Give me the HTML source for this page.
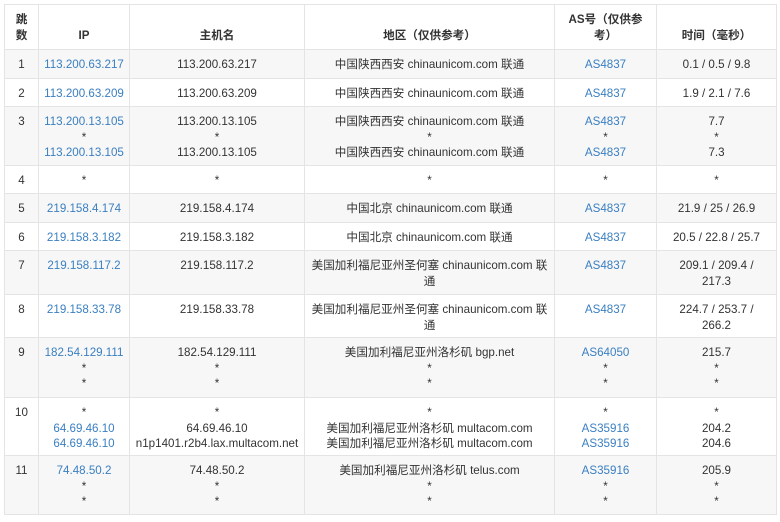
<!DOCTYPE html>
<html><head><meta charset="utf-8"><style>
body{margin:0;background:#fff;}
table{position:absolute;left:4px;top:4px;width:772px;border-collapse:collapse;table-layout:fixed;font-family:"Liberation Sans","Noto Sans CJK SC",sans-serif;font-size:11.6px;color:#333;}
td,th{border:1px solid #e4e4e4;text-align:center;vertical-align:top;padding:7px 4px 0;line-height:15.5px;overflow:hidden;white-space:nowrap;}
th{vertical-align:bottom;padding-bottom:6px;font-weight:bold;}
tr.g td{background:#f7f7f7;}
a{color:#3a7fc1;text-decoration:none;}
</style></head><body>
<table>
<colgroup><col style="width:34px"><col style="width:91px"><col style="width:175px"><col style="width:250px"><col style="width:102px"><col style="width:120px"></colgroup>
<tr style="height:44px"><th>跳<br>数</th><th>IP</th><th>主机名</th><th>地区（仅供参考）</th><th>AS号（仅供参<br>考）</th><th>时间（毫秒）</th></tr>
<tr class="g" style="height:29px"><td>1</td><td><a>113.200.63.217</a></td><td>113.200.63.217</td><td>中国陕西西安 chinaunicom.com 联通</td><td><a>AS4837</a></td><td>0.1 / 0.5 / 9.8</td></tr>
<tr style="height:28px"><td>2</td><td><a>113.200.63.209</a></td><td>113.200.63.209</td><td>中国陕西西安 chinaunicom.com 联通</td><td><a>AS4837</a></td><td>1.9 / 2.1 / 7.6</td></tr>
<tr class="g" style="height:59px"><td>3</td><td><a>113.200.13.105</a><br>*<br><a>113.200.13.105</a></td><td>113.200.13.105<br>*<br>113.200.13.105</td><td>中国陕西西安 chinaunicom.com 联通<br>*<br>中国陕西西安 chinaunicom.com 联通</td><td><a>AS4837</a><br>*<br><a>AS4837</a></td><td>7.7<br>*<br>7.3</td></tr>
<tr style="height:28px"><td>4</td><td>*</td><td>*</td><td>*</td><td>*</td><td>*</td></tr>
<tr class="g" style="height:29px"><td>5</td><td><a>219.158.4.174</a></td><td>219.158.4.174</td><td>中国北京 chinaunicom.com 联通</td><td><a>AS4837</a></td><td>21.9 / 25 / 26.9</td></tr>
<tr style="height:28px"><td>6</td><td><a>219.158.3.182</a></td><td>219.158.3.182</td><td>中国北京 chinaunicom.com 联通</td><td><a>AS4837</a></td><td>20.5 / 22.8 / 25.7</td></tr>
<tr class="g" style="height:44px"><td>7</td><td><a>219.158.117.2</a></td><td>219.158.117.2</td><td>美国加利福尼亚州圣何塞 chinaunicom.com 联<br>通</td><td><a>AS4837</a></td><td>209.1 / 209.4 /<br>217.3</td></tr>
<tr style="height:43px"><td>8</td><td><a>219.158.33.78</a></td><td>219.158.33.78</td><td>美国加利福尼亚州圣何塞 chinaunicom.com 联<br>通</td><td><a>AS4837</a></td><td>224.7 / 253.7 /<br>266.2</td></tr>
<tr class="g" style="height:60px"><td>9</td><td><a>182.54.129.111</a><br>*<br>*</td><td>182.54.129.111<br>*<br>*</td><td>美国加利福尼亚州洛杉矶 bgp.net<br>*<br>*</td><td><a>AS64050</a><br>*<br>*</td><td>215.7<br>*<br>*</td></tr>
<tr style="height:58px"><td>10</td><td>*<br><a>64.69.46.10</a><br><a>64.69.46.10</a></td><td>*<br>64.69.46.10<br>n1p1401.r2b4.lax.multacom.net</td><td>*<br>美国加利福尼亚州洛杉矶 multacom.com<br>美国加利福尼亚州洛杉矶 multacom.com</td><td>*<br><a>AS35916</a><br><a>AS35916</a></td><td>*<br>204.2<br>204.6</td></tr>
<tr class="g" style="height:59px"><td>11</td><td><a>74.48.50.2</a><br>*<br>*</td><td>74.48.50.2<br>*<br>*</td><td>美国加利福尼亚州洛杉矶 telus.com<br>*<br>*</td><td><a>AS35916</a><br>*<br>*</td><td>205.9<br>*<br>*</td></tr>
</table>
</body></html>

....

Written request: From the data above, write out everything exactly except the pictures.

Solution to the exercise:
Give me the HTML source for this page.
<!DOCTYPE html>
<html><head><meta charset="utf-8"><style>
body{margin:0;background:#fff;}
table{position:absolute;left:4px;top:4px;width:772px;border-collapse:collapse;table-layout:fixed;font-family:"Liberation Sans","Noto Sans CJK SC",sans-serif;font-size:11.6px;color:#333;}
td,th{border:1px solid #e4e4e4;text-align:center;vertical-align:top;padding:7px 4px 0;line-height:15.5px;overflow:hidden;white-space:nowrap;}
th{vertical-align:bottom;padding-bottom:6px;font-weight:bold;}
tr.g td{background:#f7f7f7;}
a{color:#3a7fc1;text-decoration:none;}
</style></head><body>
<table>
<colgroup><col style="width:34px"><col style="width:91px"><col style="width:175px"><col style="width:250px"><col style="width:102px"><col style="width:120px"></colgroup>
<tr style="height:44px"><th>跳<br>数</th><th>IP</th><th>主机名</th><th>地区（仅供参考）</th><th>AS号（仅供参<br>考）</th><th>时间（毫秒）</th></tr>
<tr class="g" style="height:29px"><td>1</td><td><a>113.200.63.217</a></td><td>113.200.63.217</td><td>中国陕西西安 chinaunicom.com 联通</td><td><a>AS4837</a></td><td>0.1 / 0.5 / 9.8</td></tr>
<tr style="height:28px"><td>2</td><td><a>113.200.63.209</a></td><td>113.200.63.209</td><td>中国陕西西安 chinaunicom.com 联通</td><td><a>AS4837</a></td><td>1.9 / 2.1 / 7.6</td></tr>
<tr class="g" style="height:59px"><td>3</td><td><a>113.200.13.105</a><br>*<br><a>113.200.13.105</a></td><td>113.200.13.105<br>*<br>113.200.13.105</td><td>中国陕西西安 chinaunicom.com 联通<br>*<br>中国陕西西安 chinaunicom.com 联通</td><td><a>AS4837</a><br>*<br><a>AS4837</a></td><td>7.7<br>*<br>7.3</td></tr>
<tr style="height:28px"><td>4</td><td>*</td><td>*</td><td>*</td><td>*</td><td>*</td></tr>
<tr class="g" style="height:29px"><td>5</td><td><a>219.158.4.174</a></td><td>219.158.4.174</td><td>中国北京 chinaunicom.com 联通</td><td><a>AS4837</a></td><td>21.9 / 25 / 26.9</td></tr>
<tr style="height:28px"><td>6</td><td><a>219.158.3.182</a></td><td>219.158.3.182</td><td>中国北京 chinaunicom.com 联通</td><td><a>AS4837</a></td><td>20.5 / 22.8 / 25.7</td></tr>
<tr class="g" style="height:44px"><td>7</td><td><a>219.158.117.2</a></td><td>219.158.117.2</td><td>美国加利福尼亚州圣何塞 chinaunicom.com 联<br>通</td><td><a>AS4837</a></td><td>209.1 / 209.4 /<br>217.3</td></tr>
<tr style="height:43px"><td>8</td><td><a>219.158.33.78</a></td><td>219.158.33.78</td><td>美国加利福尼亚州圣何塞 chinaunicom.com 联<br>通</td><td><a>AS4837</a></td><td>224.7 / 253.7 /<br>266.2</td></tr>
<tr class="g" style="height:60px"><td>9</td><td><a>182.54.129.111</a><br>*<br>*</td><td>182.54.129.111<br>*<br>*</td><td>美国加利福尼亚州洛杉矶 bgp.net<br>*<br>*</td><td><a>AS64050</a><br>*<br>*</td><td>215.7<br>*<br>*</td></tr>
<tr style="height:58px"><td>10</td><td>*<br><a>64.69.46.10</a><br><a>64.69.46.10</a></td><td>*<br>64.69.46.10<br>n1p1401.r2b4.lax.multacom.net</td><td>*<br>美国加利福尼亚州洛杉矶 multacom.com<br>美国加利福尼亚州洛杉矶 multacom.com</td><td>*<br><a>AS35916</a><br><a>AS35916</a></td><td>*<br>204.2<br>204.6</td></tr>
<tr class="g" style="height:59px"><td>11</td><td><a>74.48.50.2</a><br>*<br>*</td><td>74.48.50.2<br>*<br>*</td><td>美国加利福尼亚州洛杉矶 telus.com<br>*<br>*</td><td><a>AS35916</a><br>*<br>*</td><td>205.9<br>*<br>*</td></tr>
</table>
</body></html>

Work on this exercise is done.